Evaluation of the Medical Specialist Outreach Assistance Program and the Visiting Optometrists Scheme

7.5 Development of service proposals

Page last updated: 28 February 2012

Stakeholder views

The approach to service proposal identification, development and implementation differs significantly between states/Northern Territory. There are two main ways that service proposals are being generated:
      • through the initiative of service providers
      • through active development by fundholders.
Some fundholders take an active role in generating more services to meet demands, either through encouraging increased number of services provided through existing service providers or development of new services.

Most fundholders considered that the development of new proposals was based on a need based process, reflecting expressed needs of local communities. They recognised that there were often restrictions in developing new services based on workforce availability, that is, the willingness of specialists to go to particular communities.

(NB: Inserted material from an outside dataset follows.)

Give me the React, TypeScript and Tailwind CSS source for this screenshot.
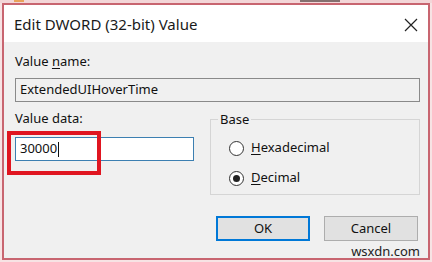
import React from 'react';

const font = { fontFamily: '"Noto Sans", "Open Sans", sans-serif' };

function Radio({ checked, label, accel }: { checked?: boolean; label: string; accel: string }) {
    return (
        <div className="flex items-center gap-[7px] h-[20px]">
            <div className="w-[15px] h-[15px] rounded-full border border-[#333] bg-white flex items-center justify-center">
                {checked && <div className="w-[7px] h-[7px] rounded-full bg-[#222]" />}
            </div>
            <span className="text-[13px] text-[#111]">
                <span className="underline underline-offset-2">{accel}</span>
                {label}
            </span>
        </div>
    );
}

export default function App() {
    return (
        <div className="w-[432px] h-[262px] bg-[#f7e3e4] overflow-hidden relative" style={font}>
            <div className="h-[3px] bg-[#f3d6d8] relative">
                <div className="absolute left-[300px] top-0 w-[40px] h-[2px] bg-[#3a2a2a]/60" />
                <div className="absolute left-[14px] top-0 w-[10px] h-[2px] bg-[#e9a25a]" />
            </div>
            <div className="ml-[2px] w-[428px] h-[257px] border-2 border-[#c86570] bg-[#f0f0f0] flex flex-col">
                <div className="h-[37px] bg-white flex items-center justify-between pl-[10px] pr-[10px] shrink-0">
                    <span className="text-[15px] text-[#1a1a1a] leading-none mt-[2px]">Edit DWORD (32-bit) Value</span>
                    <svg width="14" height="14" viewBox="0 0 14 14" className="mt-[2px]">
                        <path d="M1 1 L13 13 M13 1 L1 13" stroke="#222" strokeWidth="1.2" />
                    </svg>
                </div>
                <div className="flex-1 pl-[11px] pr-[8px] relative">
                    <div className="mt-[10px] text-[13px] leading-[18px] text-[#111]">
                        Value <span className="underline underline-offset-2">n</span>ame:
                    </div>
                    <div className="mt-[8px] h-[24px] border border-[#8a8a8a] bg-[#f0f0f0] flex items-center px-[4px] text-[13px] text-[#111]">
                        ExtendedUIHoverTime
                    </div>
                    <div className="flex mt-[7px]">
                        <div className="w-[179px]">
                            <div className="text-[13px] leading-[18px] text-[#111]">Value data:</div>
                            <div className="mt-[10px] h-[24px] border border-[#3c7fb1] bg-white flex items-center px-[4px] text-[13px] text-[#111]">
                                30000<span className="inline-block w-px h-[15px] bg-[#111] ml-px" />
                            </div>
                        </div>
                        <div className="ml-[16px] flex-1 relative pt-[10px]">
                            <div className="h-[76px] border border-[#d5d5d5] pl-[18px] pt-[18px] flex flex-col gap-[10px]">
                                <Radio accel="H" label="exadecimal" />
                                <Radio checked accel="D" label="ecimal" />
                            </div>
                            <span className="absolute left-[8px] top-[2px] px-[2px] bg-[#f0f0f0] text-[13px] leading-[16px] text-[#111]">Base</span>
                        </div>
                    </div>
                    <div className="flex justify-end gap-[14px] mt-[21px] mr-[2px]">
                        <button className="w-[94px] h-[25px] border-2 border-[#0078d7] bg-[#e1e1e1] text-[13px] text-[#111]">OK</button>
                        <button className="w-[94px] h-[25px] border border-[#adadad] bg-[#e1e1e1] text-[13px] text-[#111]">Cancel</button>
                    </div>
                    <div className="flex justify-end mt-[3px] text-[13px] leading-[14px] text-[#222]">wsxdn.com</div>
                    <div className="absolute left-[3px] top-[89px] w-[94px] h-[44px] border-[4px] border-[#e01520]" />
                </div>
            </div>
        </div>
    );
}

Fundholders commented that recruitment of potential service providers has been challenging when programs are undergoing significant expansion, such as with the initial establishment of MSOAP Core and the recent establishment of MSOAP-ICD. Creating appropriate matches between a specialist and a community was considered challenging and relied on good networks into the specialist community and into local communities. Fundholders found that developing long term relationships, for example, with specialist colleges, has been important in being able to access suitable service providers. There are emerging challenges in finding allied health professionals for various ICD service proposals, and additional challenges in creating team based service provision arrangements.

In some cases the role of recruiting the actual clinical service provider is allocated to an intermediary organisation (such as a regional Division of General Practice or a local hospital service). This has sometimes worked well, but in some instances these organisations have struggled to find service providers willing to participate.
Several stakeholders not directly involved with the program indicated they believed that most new service proposals were generated as a result of the initiative of specialists rather than reflecting local need. A small number of stakeholders felt that the program was too much of a closed shop, and that it should be opened up to new specialists willing to undertake outreach services.

Evaluation findings

Fundholders need to ensure the mechanisms through which service providers are recruited are effective and open. This should be an issue reviewed on an ongoing basis by fundholders and advisory fora.

Recommendations - Recruitment of service providers

19. Fundholders and advisory fora should regularly review the mechanisms through which service providers are recruited to ensure:
      a. The mechanisms are open to possible new service providers.
      b. Where fundholder arrangements are being rationalised that there are good linkages into either the public or private sectors.
      c. There are relationships with fundholders in other states where there may not be an adequate supply of service providers within the state/territory.
      d. There is an appropriate system for managing succession when service providers decide not to continue providing outreach services.